Millions of people across the globe are affected by the Alzheimer’s disease but the main cause of the dementia is still unknown. However, one controversial theory asserts that Alzheimer’s may be caused by numerous viruses that affect the brain. A recent study provides evidence that supports this theory.
The study was published today and indicates that researchers discovered that the brains of deceased people who had Alzheimer’s disease had more viruses than brains of people without the disease. In particular, the Alzheimer’s brains had about twice as much of two common herpes virus strains when compared to the non-Alzheimer’s brains.
Dr. Benjamin Readhead, the lead study author says that the theory that viruses play a vital role in the development of Alzheimer’s is an old idea. From as early as the 1950s, people have been making assumptions that pathogens could be the main contributors of the disease.
Readhead and his team of researchers were not looking for the possible viruses but were only seeking to find networks of the brain upon which the current drugs could be repurposed to focus on potential treatments for the disease. The research team assessed up to 1000 postmortem brains of people who had Alzheimer’s disease and those who did not.
The new study indicates that two strains of the herpes virus stood out during the research. The two strains were herpes 6A and herpes 7. It is quite startling to discover that the two strains of herpes were found in the brain. Readhead asserts that almost all people carry the strains because they are infected with them during childhood. However, the only problem that the strains cause is rashes in young kids.
However, since the strains were discovered in both Alzheimer’s brain tissue and non-Alzheimer’s brain tissue, it is quite difficult for the researchers to ascertain that Alzheimer’s disease is primarily caused by the viruses. Thus, Readhead admits that there must be other mechanisms that determine why some people respond differently to the virus.

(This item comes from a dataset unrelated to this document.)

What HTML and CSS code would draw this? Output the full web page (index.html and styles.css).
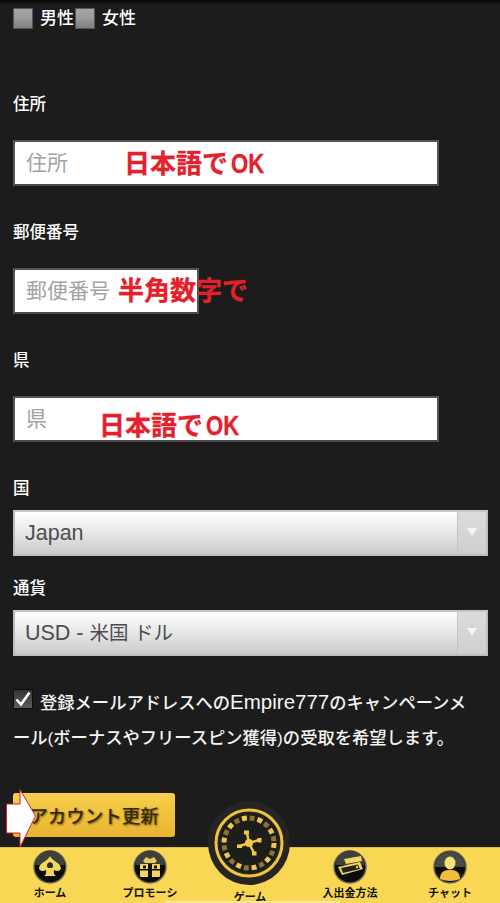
FILE: index.html
```html
<!DOCTYPE html>
<html lang="ja">
<head>
<meta charset="utf-8">
<title>アカウント更新</title>
<link rel="stylesheet" href="styles.css">
</head>
<body>
<div class="page">
  <div class="topshade"></div>
  <main class="form">
    <div class="gender">
      <span class="radio"></span><span class="gender-label">男性</span>
      <span class="radio"></span><span class="gender-label">女性</span>
    </div>

    <label class="label label-first">住所</label>
    <div class="field field-wide">
      <div class="input">住所</div>
      <span class="note note-a">日本語で<span class="note-latin">OK</span></span>
    </div>

    <label class="label">郵便番号</label>
    <div class="field field-short">
      <div class="input">郵便番号</div>
      <span class="note note-b">半角数字で</span>
    </div>

    <label class="label">県</label>
    <div class="field field-wide">
      <div class="input">県</div>
      <span class="note note-c">日本語で<span class="note-latin">OK</span></span>
    </div>

    <label class="label">国</label>
    <div class="select">
      <span class="select-value">Japan</span>
      <span class="select-arrow"><i class="tri"></i></span>
    </div>

    <label class="label label-cur">通貨</label>
    <div class="select">
      <span class="select-value">USD - <span class="select-cjk">米国 ドル</span></span>
      <span class="select-arrow"><i class="tri"></i></span>
    </div>

    <div class="consent">
      <span class="check">
        <svg viewBox="0 0 20 20" width="20" height="20"><path d="M3.5 10.5 L8 15.5 L16.5 3.5" fill="none" stroke="#fff" stroke-width="2.6"/></svg>
      </span>
      <p class="consent-text"><span class="consent-indent"></span>登録メールアドレスへの<span class="consent-latin">Empire777</span>のキャンペーンメ<br>ール(ボーナスやフリースピン獲得)の受取を希望します。</p>
    </div>

    <div class="btn-wrap">
      <button class="btn" type="button">アカウント更新</button>
      <svg class="arrow" viewBox="0 0 31 59" width="31" height="59"><path d="M0.5 15 H14 V0.5 L29.5 27 L14 58 V44 H0.5 Z" fill="#fff" stroke="#d4202a" stroke-width="1"/></svg>
    </div>
  </main>

  <nav class="nav">
    <div class="nav-item">
      <span class="ico">
        <svg viewBox="0 0 34 34" width="34" height="34"><circle cx="17" cy="17" r="16" fill="#0c0c0c" stroke="#6b6753" stroke-width="1.5"/><path d="M2.5 15a14.5 14.5 0 0 1 29 0z" fill="#3f3f3c"/><path d="M17 6 C19 11 27 12 28 18 C28 21 24 22 21 20 C20.5 23 21 25 23 26 H11 C13 25 13.5 23 13 20 C10 22 6 21 6 18 C7 12 15 11 17 6Z" fill="#f2d75c"/><path d="M17 12 C20 13 21 16 19 18 H15 C13 16 14 13 17 12Z" fill="#2b2a22"/></svg>
      </span>
      <span class="nav-text">ホーム</span>
    </div>
    <div class="nav-item">
      <span class="ico">
        <svg viewBox="0 0 34 34" width="34" height="34"><circle cx="17" cy="17" r="16" fill="#0c0c0c" stroke="#6b6753" stroke-width="1.5"/><path d="M2.5 15a14.5 14.5 0 0 1 29 0z" fill="#3f3f3c"/><path d="M10 11 L13 7 L17 9 L21 7 L24 11 L22 13 H12Z" fill="#e9cc55"/><rect x="7" y="14" width="20" height="13" rx="1" fill="#f2d75c"/><rect x="15" y="14" width="4" height="13" fill="#111"/><rect x="7" y="19" width="20" height="1.5" fill="#111"/><rect x="10" y="15.5" width="3" height="3" fill="#111"/><rect x="21" y="15.5" width="3" height="3" fill="#111"/></svg>
      </span>
      <span class="nav-text">プロモーシ</span>
    </div>
    <div class="nav-item nav-game">
      <span class="wheel">
        <svg viewBox="0 0 82 84" width="82" height="84">
          <ellipse cx="41" cy="42" rx="41" ry="42" fill="#262523"/>
          <circle cx="41" cy="42" r="33" fill="none" stroke="#efc33a" stroke-width="3"/>
          <circle cx="41" cy="42" r="30" fill="#1d1d1b"/>
          <circle cx="41" cy="42" r="25" fill="none" stroke="#edc84f" stroke-width="5" stroke-dasharray="5 10.7"/>
          <circle cx="41" cy="42" r="25" fill="none" stroke="#8a7430" stroke-width="5" stroke-dasharray="5 10.7" stroke-dashoffset="7.85"/>
          <path d="M41 42 L39 32 M41 42 L51 39 M41 42 L46 52 M41 42 L32 45" stroke="#f2c93f" stroke-width="2.4"/>
          <circle cx="41" cy="42" r="4" fill="#f2c93f"/>
          <rect x="36" y="29.5" width="5" height="4" fill="#f2c93f"/>
          <rect x="49.5" y="37" width="4" height="4.5" fill="#f2c93f"/>
          <rect x="44" y="50.5" width="4.5" height="4" fill="#f2c93f"/>
          <rect x="29" y="43.5" width="5" height="3.5" fill="#f2c93f"/>
        </svg>
      </span>
      <span class="nav-text">ゲーム</span>
    </div>
    <div class="nav-item">
      <span class="ico">
        <svg viewBox="0 0 34 34" width="34" height="34"><circle cx="17" cy="17" r="16" fill="#0c0c0c" stroke="#6b6753" stroke-width="1.5"/><path d="M2.5 15a14.5 14.5 0 0 1 29 0z" fill="#3f3f3c"/><path d="M11 9 L28 6 L29 11 L13 14Z" fill="#f2d75c"/><path d="M5 17 L27 12 L30 19 L9 25Z" fill="#f2d75c"/><path d="M8 18 L25 14.5 L27 19 L10 23Z" fill="#222"/><circle cx="24" cy="17" r="1.2" fill="#f2d75c"/></svg>
      </span>
      <span class="nav-text">入出金方法</span>
    </div>
    <div class="nav-item">
      <span class="ico">
        <svg viewBox="0 0 34 34" width="34" height="34"><circle cx="17" cy="17" r="16" fill="#0c0c0c" stroke="#6b6753" stroke-width="1.5"/><path d="M2 17a15 15 0 0 1 15-15a15 15 0 0 1 15 15z" fill="#4a4a46"/><ellipse cx="17" cy="13" rx="5.5" ry="6.5" fill="#f5e27c"/><path d="M7 29 C7 21 12 20 17 20 C22 20 27 21 27 29 Q17 33 7 29Z" fill="#eebd3a"/></svg>
      </span>
      <span class="nav-text">チャット</span>
    </div>
  </nav>
</div>
</body>
</html>
```
FILE: styles.css
```css
* { box-sizing: border-box; }
html, body { margin: 0; padding: 0; }
body {
  background: #1c1c1c;
  font-family: "Liberation Sans", "Noto Sans CJK JP", sans-serif;
  color: #fff;
}
.page {
  position: relative;
  width: 500px;
  height: 903px;
  overflow: hidden;
  background: #1c1c1c;
}
.topshade {
  position: absolute;
  left: 0; right: 0; top: 0;
  height: 5px;
  background: linear-gradient(#050505, #1c1c1c);
}
.form {
  padding: 8px 13px 0;
}
.gender {
  display: flex;
  align-items: center;
  height: 21px;
}
.radio {
  width: 20px;
  height: 21px;
  background: linear-gradient(#a5a5a5, #9a9a9a 50%, #7d7d7d);
  border: 1px solid #555;
}
.gender-label {
  width: 42px;
  padding-left: 7px;
  font-size: 17px;
  font-weight: 500;
  line-height: 21px;
  white-space: nowrap;
}
.label {
  display: block;
  height: 26px;
  margin-top: 33px;
  font-size: 16.5px;
  line-height: 26px;
  font-weight: 500;
}
.label-first { margin-top: 62px; }
.label-cur { margin-top: 19px; }
.field {
  position: relative;
  margin-top: 23px;
  height: 46px;
}
.field-wide { width: 426px; }
.field-short { width: 186px; }
.input {
  height: 46px;
  padding-left: 11px;
  background: #fff;
  border: 2px solid #555;
  border-bottom-color: #4a4a4a;
  color: #a3a3a3;
  font-size: 21px;
  line-height: 42px;
  white-space: nowrap;
}
.note {
  position: absolute;
  color: #e4202c;
  font-size: 26px;
  font-weight: 700;
  white-space: nowrap;
  line-height: 1;
  -webkit-text-stroke: 0.3px #e4202c;
}
.note-latin {
  display: inline-block;
  font-size: 28px;
  margin-left: 3px;
  transform: scaleX(0.79);
  transform-origin: left center;
}
.note-a { left: 111px; top: 10px; }
.note-b { left: 105px; top: 10px; }
.note-c { left: 86px; top: 16px; }
.select {
  display: flex;
  height: 46px;
  width: 475px;
  margin-top: 9px;
  border: 2px solid #bdbdbd;
  border-top-color: #c6c6c6;
  background: linear-gradient(#fff, #e6e6e6 50%, #cbcbcb);
}
.select-value {
  flex: 1;
  padding-left: 10px;
  font-size: 21.5px;
  line-height: 42px;
  color: #4d4d4d;
}
.select-cjk { font-size: 19.5px; }
.select-arrow {
  display: flex;
  align-items: center;
  justify-content: center;
  width: 29px;
  background: linear-gradient(#dcdcdc, #cfcfcf);
  border-left: 1px solid #c4c4c4;
}
.tri {
  display: block;
  width: 0;
  height: 0;
  margin-top: -3px;
  border-left: 5px solid transparent;
  border-right: 5px solid transparent;
  border-top: 8px solid #f5f5f5;
}
.consent {
  position: relative;
  margin-top: 28px;
  width: 470px;
}
.check {
  position: absolute;
  left: 0;
  top: 5px;
  width: 20px;
  height: 20px;
  background: linear-gradient(#333, #5c5c5c);
  border: 1px solid #0e0e0e;
  display: flex;
}
.check svg { margin: -1px; flex: none; }
.consent-text {
  margin: 0;
  font-size: 17.3px;
  line-height: 35px;
  font-weight: 500;
  color: #f4f4f4;
  white-space: nowrap;
}
.consent-latin { font-size: 20.5px; }
.consent-indent {
  display: inline-block;
  width: 27px;
}
.btn-wrap {
  position: relative;
  margin-top: 37px;
  width: 162px;
  height: 44px;
}
.btn {
  display: block;
  width: 162px;
  height: 44px;
  padding: 0;
  border: 0;
  border-radius: 3px;
  background: linear-gradient(#f7cf4c, #e9b430);
  color: #3a2b08;
  font-family: "Liberation Sans", "Noto Sans CJK JP", sans-serif;
  font-size: 18.5px;
  font-weight: 500;
  text-shadow: 1px 1px 2px rgba(60, 40, 0, 0.7);
  white-space: nowrap;
}
.arrow {
  position: absolute;
  left: -7px;
  top: -4px;
}
.nav {
  position: absolute;
  left: 0;
  right: 0;
  bottom: 0;
  height: 56px;
  display: flex;
  background: #f9d654;
  border-top: 1px solid #e3bd3b;
}
.nav::after {
  content: "";
  position: absolute;
  left: 165px;
  width: 175px;
  bottom: 0;
  height: 2px;
  background: #fbe88c;
}
.nav-item {
  flex: 0 0 100px;
  display: flex;
  flex-direction: column;
  align-items: center;
  padding-top: 2px;
}
.ico {
  display: block;
  width: 34px;
  height: 34px;
}
.nav-text {
  display: block;
  margin-top: 2px;
  font-size: 11px;
  font-weight: 700;
  line-height: 14px;
  color: #111;
  white-space: nowrap;
}
.nav-game {
  position: relative;
}
.wheel {
  position: absolute;
  left: 8px;
  top: -47px;
  width: 82px;
  height: 84px;
}
.nav-game .nav-text {
  margin-top: 40px;
}
```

Still, the viruses play a significant role either as part of the cause or as accelerators to the disease, says Readhead. He also added that the viruses could also not be playing any role at all and are present only for the ride. While determining the role of the viruses, the researches checked to see if either of the virus was affecting the proteins and genes commonly implicated in Alzheimer’s disease.
Readhead said that there is a need for more research to determine the extent to which the viruses are involved in causing the disease.